After a very long (9.5 hours) and thankfully uneventful flight, I arrived at Santiago's modern airport. From there I took a taxi to the CIEE program office to drop the big suitcase off. I got my first intro to Latin American "circumstance-based" culture at the entrance to the building. The security guard told me that everyone who worked inside was on vacation. I knew this was not true as I had been in contact with the office staff personally and was told I was more than welcome to drop in the office to deposit my luggage. I kept explaining to the guard "Exchange student office, exchange student office!" but he would not let me in. Finally, he asked me whom I needed to see, and it clicked....aha! Name names in Latin America, and ye shall get far. When I stated the name of the director of the office, it was as though I had waved a magic wand. I was let through the gate and personally escorted to the office.

In the office, I recieved a crash course on Chilean bureaucracy. Tomorrow I have to go register with the national police and file to obtain my national ID card. The woman at the office wrote everything down that I need to do, but she kept mentioning things like "long line" and "100 windows, none of them labelled". Great. I think this shall be an adventure.

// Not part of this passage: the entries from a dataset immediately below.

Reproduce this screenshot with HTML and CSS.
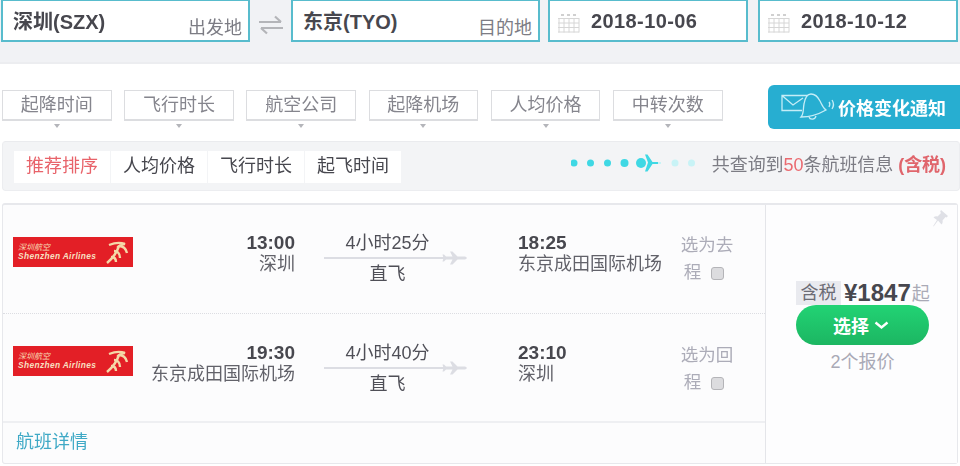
FILE: index.html
```html
<!DOCTYPE html>
<html lang="zh-CN">
<head>
<meta charset="utf-8">
<title>航班查询</title>
<link rel="stylesheet" href="styles.css">
</head>
<body>
<div class="page">
  <header class="search">
    <div class="field field-city"><span class="city">深圳(SZX)</span><span class="hint">出发地</span></div>
    <div class="swap">
      <svg width="26" height="20" viewBox="0 0 26 20"><path d="M1 7h22M17 1.500l6 5.500M25 13H3M9 18.500L3 13" fill="none" stroke="#b4b5b9" stroke-width="2.200"/></svg>
    </div>
    <div class="field field-city"><span class="city">东京(TYO)</span><span class="hint">目的地</span></div>
    <div class="field field-date">
      <svg class="cal" width="22" height="20" viewBox="0 0 22 20"><path d="M0 5.500h21M0 10h21M0 14.500h21M0 19h21M1 5v14.500M6 5v14.500M11 5v14.500M16 5v14.500M21 5v14.500" fill="none" stroke="#d6d6d6"/><path d="M3 1h3v2H3zM9 1h3v2H9zM15 1h3v2h-3z" fill="#d0d0d0"/></svg>
      <span class="date">2018-10-06</span>
    </div>
    <div class="field field-date">
      <svg class="cal" width="22" height="20" viewBox="0 0 22 20"><path d="M0 5.500h21M0 10h21M0 14.500h21M0 19h21M1 5v14.500M6 5v14.500M11 5v14.500M16 5v14.500M21 5v14.500" fill="none" stroke="#d6d6d6"/><path d="M3 1h3v2H3zM9 1h3v2H9zM15 1h3v2h-3z" fill="#d0d0d0"/></svg>
      <span class="date">2018-10-12</span>
    </div>
  </header>

  <section class="filters">
    <div class="filter-list">
      <div class="filter"><div class="filter-btn">起降时间</div><i class="caret"></i></div>
      <div class="filter"><div class="filter-btn">飞行时长</div><i class="caret"></i></div>
      <div class="filter"><div class="filter-btn">航空公司</div><i class="caret"></i></div>
      <div class="filter"><div class="filter-btn">起降机场</div><i class="caret"></i></div>
      <div class="filter"><div class="filter-btn">人均价格</div><i class="caret"></i></div>
      <div class="filter"><div class="filter-btn">中转次数</div><i class="caret"></i></div>
    </div>
    <div class="notify">
      <svg width="58" height="32" viewBox="0 0 58 32" fill="none" stroke="#c5edf7" stroke-width="1.300">
        <path d="M22 19.500H2V4.500h26M2 4.500L13 14l10-7"/>
        <path d="M21 26c3-3 2-8 3-13 1-6 3-10 7-10 4 0 7 3 9 7 2 4 3 7 6 9-7 4-17 7-25 7z" fill="#27aed1"/>
        <path d="M29 26c1 3 6 3 7-1"/>
        <path d="M49 11c1 1 1 3 0 5M52 9c2 3 2 6 0 9"/>
      </svg>
      <span class="notify-text">价格变化通知</span>
    </div>
  </section>

  <section class="sortbar">
    <nav class="tabs">
      <div class="tab tab-on">推荐排序</div>
      <div class="tab">人均价格</div>
      <div class="tab">飞行时长</div>
      <div class="tab">起飞时间</div>
    </nav>
    <div class="summary">
      <svg class="progress" width="132" height="22" viewBox="0 0 132 22">
        <g fill="#3fd8e4">
          <circle cx="3" cy="11" r="3.500"/><circle cx="19.500" cy="11" r="3.500"/><circle cx="36.500" cy="11" r="3.500"/><circle cx="53.500" cy="11" r="4"/><circle cx="70" cy="11" r="5"/>
          <path d="M74 2.500h2.500l5 7.500H87v2h-5.500l-5 7.500H74l3-9z"/>
        </g>
        <g fill="#c8f3f6"><rect x="87" y="10" width="3" height="2"/><circle cx="104" cy="11" r="3.500"/><circle cx="120.500" cy="11" r="3.500"/></g>
      </svg>
      <p class="count">共查询到<em>50</em>条航班信息 <b>(含税)</b></p>
    </div>
  </section>

  <section class="card">
    <div class="legs">
      <div class="leg">
        <svg class="logo" width="120" height="30" viewBox="0 0 120 30"><rect width="120" height="30" fill="#e31f26"/><text x="5" y="13" class="logo-cn">深圳航空</text><text x="5" y="21.500" class="logo-en">Shenzhen Airlines</text><g fill="none" stroke="#f4d9a8" stroke-width="2.400"><path d="M96 8c5-2 11-3 16-1-3 0-5 1-6 2 4 0 7 3 8 7"/><path d="M106 9c-2 6-6 12-12 17"/><path d="M101 14c3 0 6 2 6 7"/><path d="M98 20c3 0 5 1 5 5"/></g></svg>
        <div class="point point-dep"><strong>13:00</strong><span>深圳</span></div>
        <div class="route"><span>4小时25分</span>
          <svg width="144" height="14" viewBox="0 0 144 14"><path d="M0 7h128" stroke="#dcdde3" stroke-width="2"/><path d="M126 .5h2.500l5 5h7c3 0 3 3 0 3h-7l-5 5H126l2.500-5H122l-2 2h-1.500l1-3.500-1-3.500h1.500l2 2h6.500z" fill="#dcdde3"/></svg>
          <span>直飞</span></div>
        <div class="point point-arr"><strong>18:25</strong><span>东京成田国际机场</span></div>
        <label class="pick">选为去程<input type="checkbox" class="check"></label>
      </div>
      <div class="leg leg-next">
        <svg class="logo" width="120" height="30" viewBox="0 0 120 30"><rect width="120" height="30" fill="#e31f26"/><text x="5" y="13" class="logo-cn">深圳航空</text><text x="5" y="21.500" class="logo-en">Shenzhen Airlines</text><g fill="none" stroke="#f4d9a8" stroke-width="2.400"><path d="M96 8c5-2 11-3 16-1-3 0-5 1-6 2 4 0 7 3 8 7"/><path d="M106 9c-2 6-6 12-12 17"/><path d="M101 14c3 0 6 2 6 7"/><path d="M98 20c3 0 5 1 5 5"/></g></svg>
        <div class="point point-dep"><strong>19:30</strong><span>东京成田国际机场</span></div>
        <div class="route"><span>4小时40分</span>
          <svg width="144" height="14" viewBox="0 0 144 14"><path d="M0 7h128" stroke="#dcdde3" stroke-width="2"/><path d="M126 .5h2.500l5 5h7c3 0 3 3 0 3h-7l-5 5H126l2.500-5H122l-2 2h-1.500l1-3.500-1-3.500h1.500l2 2h6.500z" fill="#dcdde3"/></svg>
          <span>直飞</span></div>
        <div class="point point-arr"><strong>23:10</strong><span>深圳</span></div>
        <label class="pick">选为回程<input type="checkbox" class="check"></label>
      </div>
      <div class="details">航班详情</div>
    </div>
    <aside class="offer">
      <svg class="pin" width="15" height="19" viewBox="0 0 15 19"><path d="M8 0l7 6-1.500 1.500-1-.5-3 3.500c.5 1.500 0 3-1 4L5 10.500 1 16l-1 .5.500-1L4 10 .5 7.500c1-1 2.500-1.500 4-1L8 3l-.8-1.200z" fill="#dfe0e6"/></svg>
      <div class="price"><span class="tax">含税</span><strong>¥1847</strong><span class="from">起</span></div>
      <div class="select">选择
        <svg width="15" height="9" viewBox="0 0 15 9"><path d="M1.500 1.500l6 5 6-5" fill="none" stroke="#fff" stroke-width="2.400"/></svg>
      </div>
      <div class="quotes">2个报价</div>
    </aside>
  </section>
</div>
</body>
</html>
```

FILE: styles.css
```css
* { box-sizing: border-box; }
html, body { margin: 0; padding: 0; background: #fff; }
.page {
  width: 960px;
  height: 466px;
  overflow: hidden;
  font-family: "Liberation Sans", "Noto Sans CJK SC", sans-serif;
  color: #4a4a52;
  filter: blur(0.35px);
}

/* search band */
.search {
  display: flex;
  height: 64px;
  padding-left: 1px;
  align-items: flex-start;
  background: #f1f2f5;
  border-bottom: 2px solid #ecedf0;
}
.field {
  display: flex;
  height: 42px;
  background: #fff;
  border: 2px solid #58bccd;
  border-top-width: 1px;
}
.field-city { width: 249px; padding: 0 6px 0 10px; justify-content: space-between; }
.field-date { width: 200px; align-items: center; padding: 2px 0 0 8px; margin-left: 8px; }
.field-date + .field-date { margin-left: 10px; }
.city { font-size: 20px; font-weight: 700; line-height: 40px; margin-top: 1px; color: #47474e; }
.hint { font-size: 18px; line-height: 20px; margin-top: 17px; color: #7c7c84; }
.swap { width: 41px; height: 42px; display: flex; justify-content: center; align-items: center; padding-top: 8px; }
.date { margin-left: 11px; font-size: 20px; font-weight: 700; letter-spacing: .4px; color: #47474e; }
.cal { flex: none; margin-top: 3px; }

/* filters */
.filters { display: flex; align-items: flex-start; justify-content: space-between; height: 44px; margin-top: 21px; padding-left: 2px; }
.filter-list { display: grid; grid-template-columns: repeat(6, 109.600px); column-gap: 12.600px; margin-top: 5px; }
.filter { display: flex; flex-direction: column; align-items: center; }
.filter-btn {
  width: 100%;
  height: 31px;
  border: 1px solid #dcdde0;
  border-bottom-width: 2px;
  background: #fff;
  text-align: center;
  font-size: 18px;
  line-height: 28px;
  color: #85858d;
}
.caret { width: 0; height: 0; margin-top: 3px; border: 3.500px solid transparent; border-top: 4px solid #b4b5ba; border-bottom: 0; }
.notify {
  display: flex;
  align-items: center;
  width: 192px;
  height: 44px;
  padding-left: 12px;
  background: #27aed1;
  border-radius: 6px 0 0 6px;
}
.notify-text { font-size: 18px; font-weight: 700; color: #fff; white-space: nowrap; }

/* sort bar */
.sortbar {
  display: flex;
  justify-content: space-between;
  align-items: flex-start;
  height: 50px;
  margin: 12px 0 0 2px;
  padding: 9px 13px 0 11px;
  background: #f3f4f6;
  border: 1px solid #ecedf0;
  border-top-color: #eaebee;
  border-radius: 4px;
}
.tabs { display: flex; gap: 1px; }
.tab { width: 96px; height: 32px; background: #fff; text-align: center; font-size: 18px; line-height: 30px; color: #47474e; }
.tab-on { color: #e8636a; }
.summary { display: flex; align-items: center; height: 23px; }
.progress { flex: none; margin-right: 9px; }
.count { margin: 0; font-size: 18px; letter-spacing: -.05px; white-space: nowrap; color: #7c7c84; }
.count em { font-style: normal; color: #ea6a70; }
.count b { color: #e0656c; }

/* flight card */
.card {
  display: flex;
  height: 261px;
  margin: 12px 2px 0 2px;
  background: #fcfcfd;
  border: 1px solid #e7e8ec;
  border-top-width: 2px;
  border-radius: 3px;
}
.legs { display: flex; flex-direction: column; width: 763px; border-right: 1px solid #e4e5e9; }
.leg {
  display: grid;
  grid-template-columns: 120px 162px 173px 212px 54px;
  height: 108px;
  padding: 27px 0 0 10px;
}
.leg-next { padding-top: 28px; border-top: 1px dotted #dcdde2; }
.logo { margin-top: 5px; display: block; }
.leg-next .logo { margin-top: 4px; }
.logo-cn { font-family: "Noto Sans CJK SC", sans-serif; font-size: 8px; font-style: italic; fill: #f7d9b4; }
.logo-en { font-family: "Liberation Sans", sans-serif; font-size: 8.400px; font-weight: 700; font-style: italic; fill: #f7dfc0; letter-spacing: .35px; }
.point { display: flex; flex-direction: column; }
.point-arr { padding-left: 50px; }
.point strong { font-size: 19px; line-height: 22px; color: #47474e; }
.point span { font-size: 18px; line-height: 21px; color: #62626a; white-space: nowrap; }
.point-dep { text-align: right; }
.route {
  display: flex;
  flex-direction: column;
  margin-left: 29px;
  width: 144px;
  font-size: 18px;
  line-height: 22px;
  color: #4f4f57;
}
.route svg { display: block; flex: none; margin: -3px 0 -2px; }
.route span { white-space: nowrap; width: 127px; text-align: center; }
.pick { display: block; width: 54px; text-align: center; font-size: 17.500px; line-height: 27px; color: #acacb8; }
.check {
  appearance: none;
  -webkit-appearance: none;
  width: 13px;
  height: 13px;
  margin: 0 6px 0 10px;
  vertical-align: -2px;
  background: #dcdcdf;
  border: 1px solid #b4b4b8;
  border-radius: 3px;
}
.details { flex: 1; padding: 7px 0 0 13px; border-top: 2px solid #eeeff2; font-size: 18px; line-height: 24px; color: #3fa9c6; }

/* offer */
.offer { position: relative; flex: 1; display: flex; flex-direction: column; align-items: center; padding: 76px 28px 0 30px; background: #fdfdfe; }
.pin { position: absolute; top: 5px; right: 9px; }
.price { display: flex; align-items: flex-end; width: 133px; white-space: nowrap; height: 24px; }
.tax { width: 45px; height: 24px; flex: none; text-align: center; background: #e9eaef; font-size: 18px; line-height: 25px; color: #6c6c75; }
.price strong { margin-left: 3px; font-size: 24px; line-height: 24px; color: #47474e; }
.from { margin-left: 1px; font-size: 18px; line-height: 22px; color: #aaaab6; }
.select {
  display: flex;
  align-items: center;
  justify-content: center;
  gap: 5px;
  flex: none;
  width: 133px;
  height: 40px;
  padding-right: 3px;
  border-radius: 20px;
  background: linear-gradient(#22d374, #1cb662);
  font-size: 18px;
  font-weight: 700;
  color: #fff;
}
.quotes { margin-top: 5px; font-size: 18px; line-height: 24px; color: #a9a9b6; }
```
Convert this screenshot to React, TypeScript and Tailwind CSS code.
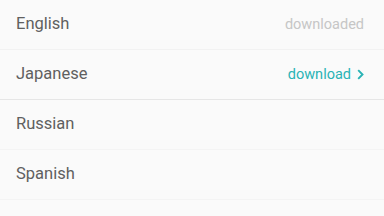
const ROWS = [
  { name: "English", status: "downloaded" as const, line: "border-[#f2f2f2]" },
  { name: "Japanese", status: "download" as const, line: "border-[#e6e6e6]" },
  { name: "Russian", status: null, line: "border-[#f4f4f4]" },
  { name: "Spanish", status: null, line: "border-[#f4f4f4]" },
];

export default function App() {
  return (
    <div
      className="w-[384px] h-[216px] bg-[#fafafa] overflow-hidden"
      style={{ fontFamily: "Roboto, 'Noto Sans', sans-serif" }}
    >
      {ROWS.map((row) => (
        <div
          key={row.name}
          className={`flex items-center justify-between h-[50px] pl-4 pr-5 border-b ${row.line}`}
        >
          <span className="text-[16.5px] text-[#606060]">{row.name}</span>
          {row.status === "downloaded" && (
            <span className="text-[14.5px] text-[#c6c6c6]">downloaded</span>
          )}
          {row.status === "download" && (
            <span className="flex items-center gap-[6px] text-[14.5px] text-[#29b3b5]">
              download
              <svg width="7" height="11" viewBox="0 0 7 11" fill="none">
                <path d="M1.2 1.2l4.3 4.3-4.3 4.3" stroke="#29b3b5" strokeWidth="1.9" />
              </svg>
            </span>
          )}
        </div>
      ))}
    </div>
  );
}
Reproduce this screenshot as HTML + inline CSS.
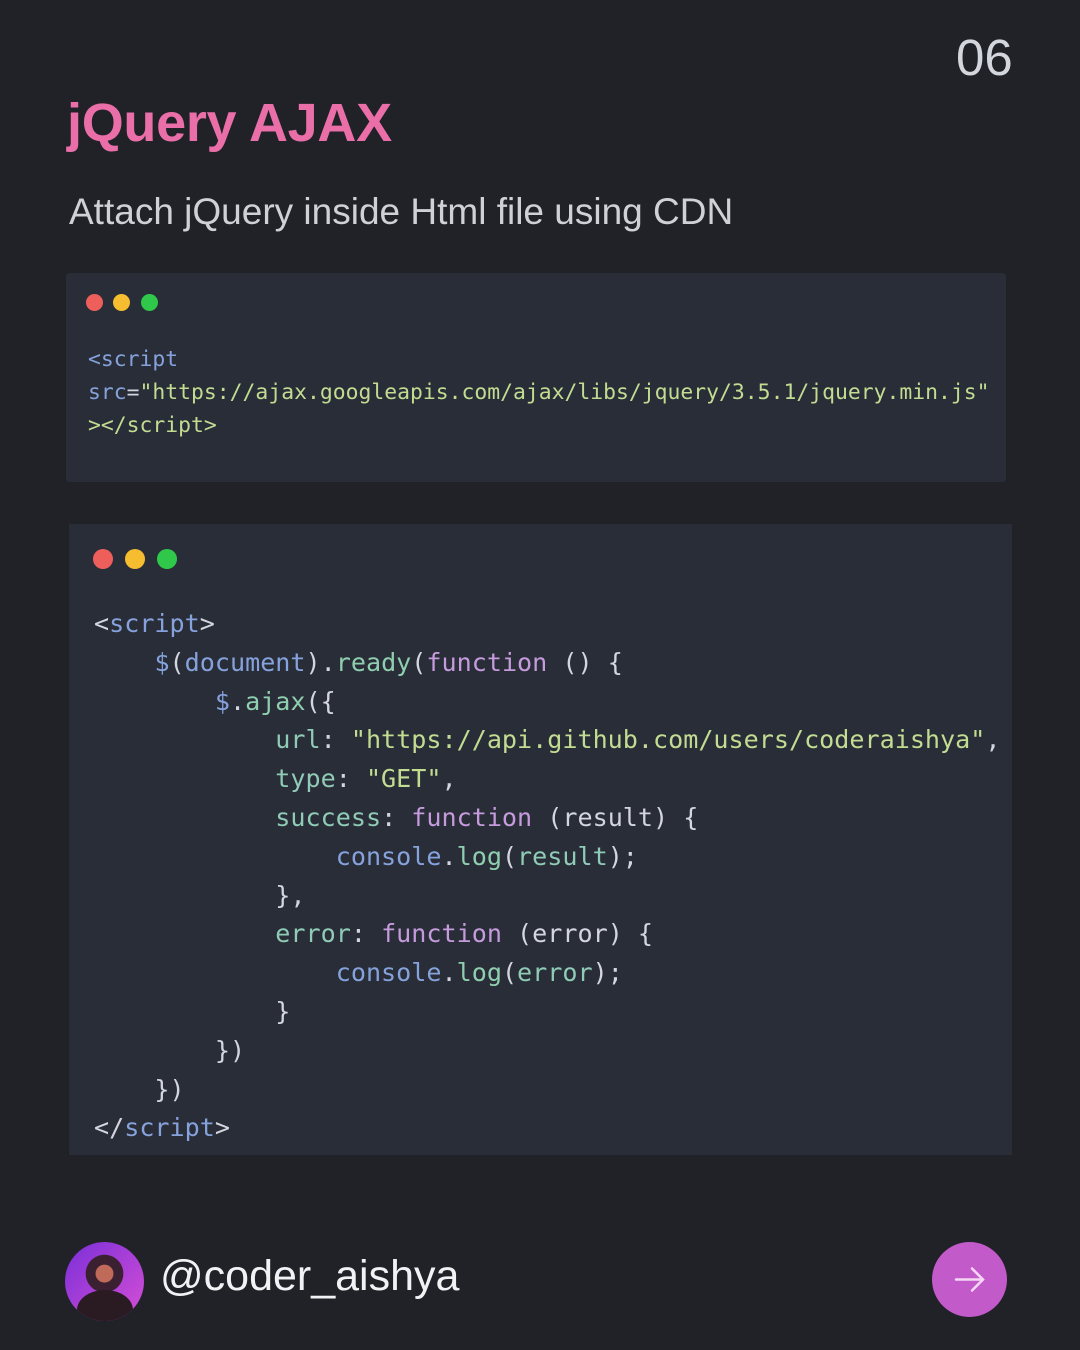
<!DOCTYPE html>
<html><head><style>
body{margin:0;width:1080px;height:1350px;background:#202228;position:relative;overflow:hidden;font-family:"Liberation Sans",sans-serif}
.a{position:absolute}
.code{font-family:"DejaVu Sans Mono","Liberation Mono",monospace;white-space:pre;color:#d3d6de}
.t{color:#86a2dc}.s{color:#c2dc92}.p{color:#8fcbb6}.k{color:#c59bdd}.m{color:#8fcfb0}
.dot{position:absolute;border-radius:50%}
</style></head><body>
<div class="a" style="left:956px;top:28px;font-size:51px;color:#d4d6de">06</div>
<div class="a" style="left:67px;top:92px;font-size:54px;font-weight:bold;color:#ea6fa8;letter-spacing:-0.3px">jQuery AJAX</div>
<div class="a" style="left:69px;top:191px;font-size:37px;color:#d0d1d6">Attach jQuery inside Html file using CDN</div>

<div class="a" style="left:66px;top:273px;width:940px;height:209px;background:#292d37;border-radius:3px">
<div class="dot" style="left:20px;top:21px;width:17px;height:17px;background:#ee5f5b"></div>
<div class="dot" style="left:47px;top:21px;width:17px;height:17px;background:#f5bd2f"></div>
<div class="dot" style="left:75px;top:21px;width:17px;height:17px;background:#2fc84a"></div>
<div class="a code" style="left:22px;top:70px;font-size:21.4px;line-height:33px"><span class="t">&lt;script</span>
<span class="t">src</span>=<span class="s">"https://ajax.googleapis.com/ajax/libs/jquery/3.5.1/jquery.min.js"</span>
<span class="s">&gt;&lt;/script&gt;</span></div>
</div>

<div class="a" style="left:69px;top:524px;width:943px;height:631px;background:#292d37">
<div class="dot" style="left:24px;top:25px;width:20px;height:20px;background:#ee5f5b"></div>
<div class="dot" style="left:56px;top:25px;width:20px;height:20px;background:#f5bd2f"></div>
<div class="dot" style="left:88px;top:25px;width:20px;height:20px;background:#2fc84a"></div>
<div class="a code" style="left:25px;top:81px;font-size:25.1px;line-height:38.8px">&lt;<span class="t">script</span>&gt;
    <span class="t">$</span>(<span class="t">document</span>).<span class="m">ready</span>(<span class="k">function</span> () {
        <span class="t">$</span>.<span class="m">ajax</span>({
            <span class="p">url</span>: <span class="s">"https://api.github.com/users/coderaishya"</span>,
            <span class="p">type</span>: <span class="s">"GET"</span>,
            <span class="p">success</span>: <span class="k">function</span> (result) {
                <span class="t">console</span>.<span class="m">log</span>(<span class="p">result</span>);
            },
            <span class="p">error</span>: <span class="k">function</span> (error) {
                <span class="t">console</span>.<span class="m">log</span>(<span class="p">error</span>);
            }
        })
    })
&lt;/<span class="t">script</span>&gt;</div>
</div>

<div class="a" style="left:65px;top:1242px;width:79px;height:79px;border-radius:50%;background:radial-gradient(circle at 50% 40%,#c06a5a 0 14%,#3a2030 15% 30%,transparent 31%),linear-gradient(135deg,#7a2fd8,#d74fd6);overflow:hidden">
<div class="a" style="left:12px;top:48px;width:56px;height:40px;border-radius:50% 50% 0 0;background:#2a1a22"></div></div>
<div class="a" style="left:160px;top:1252px;font-size:43px;color:#f2f2f4">@coder_aishya</div>
<div class="a" style="left:932px;top:1242px;width:75px;height:75px;border-radius:50%;background:#c25ac9">
<svg width="75" height="75" viewBox="0 0 75 75"><path d="M24 37.5H51M40 26.5L51 37.5L40 48.5" stroke="#f6d8f6" stroke-width="2.5" fill="none" stroke-linecap="round"/></svg></div>
</body></html>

I walked around this afternoon and was quickly reminded what heat feels like. The sun was beating down on me all day and so I had to buy some sunscreen. How strange it is to be wearing shorts in February! I saw the Plaza de Armas (main plaza in the city) and climbed Cerro Santa Lucía, one of two hills in Santiago that are parks. The view was amazing....the Andes on one side, the coastal range on the other, and skyscrapers in between.

I promise that pictures will come soon to the blog. Now I need food.